***** Material

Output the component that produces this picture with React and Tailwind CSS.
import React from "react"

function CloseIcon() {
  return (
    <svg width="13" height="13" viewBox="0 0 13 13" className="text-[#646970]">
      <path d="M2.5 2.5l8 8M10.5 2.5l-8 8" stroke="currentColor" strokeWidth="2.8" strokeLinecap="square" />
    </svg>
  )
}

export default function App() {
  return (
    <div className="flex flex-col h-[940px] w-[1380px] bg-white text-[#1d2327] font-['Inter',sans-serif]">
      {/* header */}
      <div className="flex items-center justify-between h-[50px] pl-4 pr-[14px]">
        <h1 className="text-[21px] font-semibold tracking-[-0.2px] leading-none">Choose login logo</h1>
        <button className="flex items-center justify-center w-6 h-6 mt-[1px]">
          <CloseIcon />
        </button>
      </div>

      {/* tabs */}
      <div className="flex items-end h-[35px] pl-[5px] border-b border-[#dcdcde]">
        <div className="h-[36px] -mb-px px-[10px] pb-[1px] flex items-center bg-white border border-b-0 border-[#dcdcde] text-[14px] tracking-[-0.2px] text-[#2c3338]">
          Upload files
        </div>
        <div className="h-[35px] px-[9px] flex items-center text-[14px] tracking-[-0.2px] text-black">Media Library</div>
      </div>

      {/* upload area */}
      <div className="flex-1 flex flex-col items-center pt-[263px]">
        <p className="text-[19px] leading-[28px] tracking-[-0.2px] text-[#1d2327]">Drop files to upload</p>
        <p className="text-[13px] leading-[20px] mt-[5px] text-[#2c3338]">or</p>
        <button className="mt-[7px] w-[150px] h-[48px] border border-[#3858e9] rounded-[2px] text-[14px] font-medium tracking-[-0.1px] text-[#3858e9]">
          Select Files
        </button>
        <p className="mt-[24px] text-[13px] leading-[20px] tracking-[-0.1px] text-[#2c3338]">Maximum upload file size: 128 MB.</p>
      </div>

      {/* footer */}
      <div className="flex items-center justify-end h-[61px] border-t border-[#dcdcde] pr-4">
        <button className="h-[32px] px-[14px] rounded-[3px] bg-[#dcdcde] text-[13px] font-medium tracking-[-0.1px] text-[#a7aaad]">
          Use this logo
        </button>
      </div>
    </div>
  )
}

**********
***** Material

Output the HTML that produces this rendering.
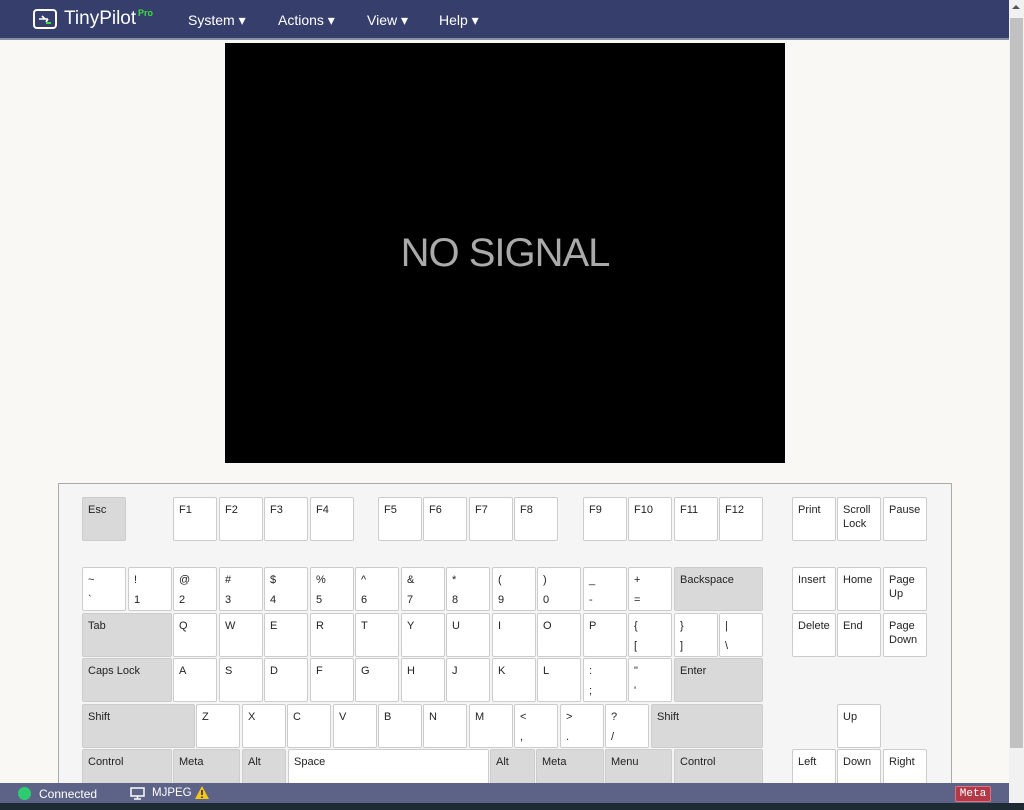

**********
***** Material

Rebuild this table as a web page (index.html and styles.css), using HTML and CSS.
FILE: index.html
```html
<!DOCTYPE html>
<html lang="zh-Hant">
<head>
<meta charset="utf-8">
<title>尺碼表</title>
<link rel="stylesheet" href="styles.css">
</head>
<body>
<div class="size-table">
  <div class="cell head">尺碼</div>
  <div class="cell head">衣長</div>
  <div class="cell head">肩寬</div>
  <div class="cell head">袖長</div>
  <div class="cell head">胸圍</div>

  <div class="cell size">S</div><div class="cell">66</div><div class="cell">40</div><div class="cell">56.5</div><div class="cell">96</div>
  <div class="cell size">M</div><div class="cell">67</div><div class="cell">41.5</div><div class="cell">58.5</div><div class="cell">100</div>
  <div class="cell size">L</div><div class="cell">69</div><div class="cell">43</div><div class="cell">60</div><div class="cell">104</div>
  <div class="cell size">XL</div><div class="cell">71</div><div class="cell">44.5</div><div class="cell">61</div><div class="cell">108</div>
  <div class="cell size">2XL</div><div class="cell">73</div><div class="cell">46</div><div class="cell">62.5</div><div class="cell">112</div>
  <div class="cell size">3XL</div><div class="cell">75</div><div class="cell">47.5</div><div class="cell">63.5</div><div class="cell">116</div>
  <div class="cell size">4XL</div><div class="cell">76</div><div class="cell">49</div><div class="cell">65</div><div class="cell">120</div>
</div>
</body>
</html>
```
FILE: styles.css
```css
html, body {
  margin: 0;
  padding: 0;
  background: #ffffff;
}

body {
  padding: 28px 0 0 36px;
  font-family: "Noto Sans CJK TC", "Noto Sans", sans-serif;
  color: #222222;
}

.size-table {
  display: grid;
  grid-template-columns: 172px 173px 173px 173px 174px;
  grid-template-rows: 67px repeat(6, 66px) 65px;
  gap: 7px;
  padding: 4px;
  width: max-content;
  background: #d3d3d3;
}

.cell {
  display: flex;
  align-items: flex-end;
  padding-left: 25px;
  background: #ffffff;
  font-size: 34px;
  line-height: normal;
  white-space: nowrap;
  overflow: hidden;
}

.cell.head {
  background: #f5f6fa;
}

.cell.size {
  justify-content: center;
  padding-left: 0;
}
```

**********

• [The exercise]: Search the records for the string "Output" and return every line in which it occurs.

• [Task result]:
Output the component that produces this picture with React and Tailwind CSS.
Output the HTML that produces this rendering.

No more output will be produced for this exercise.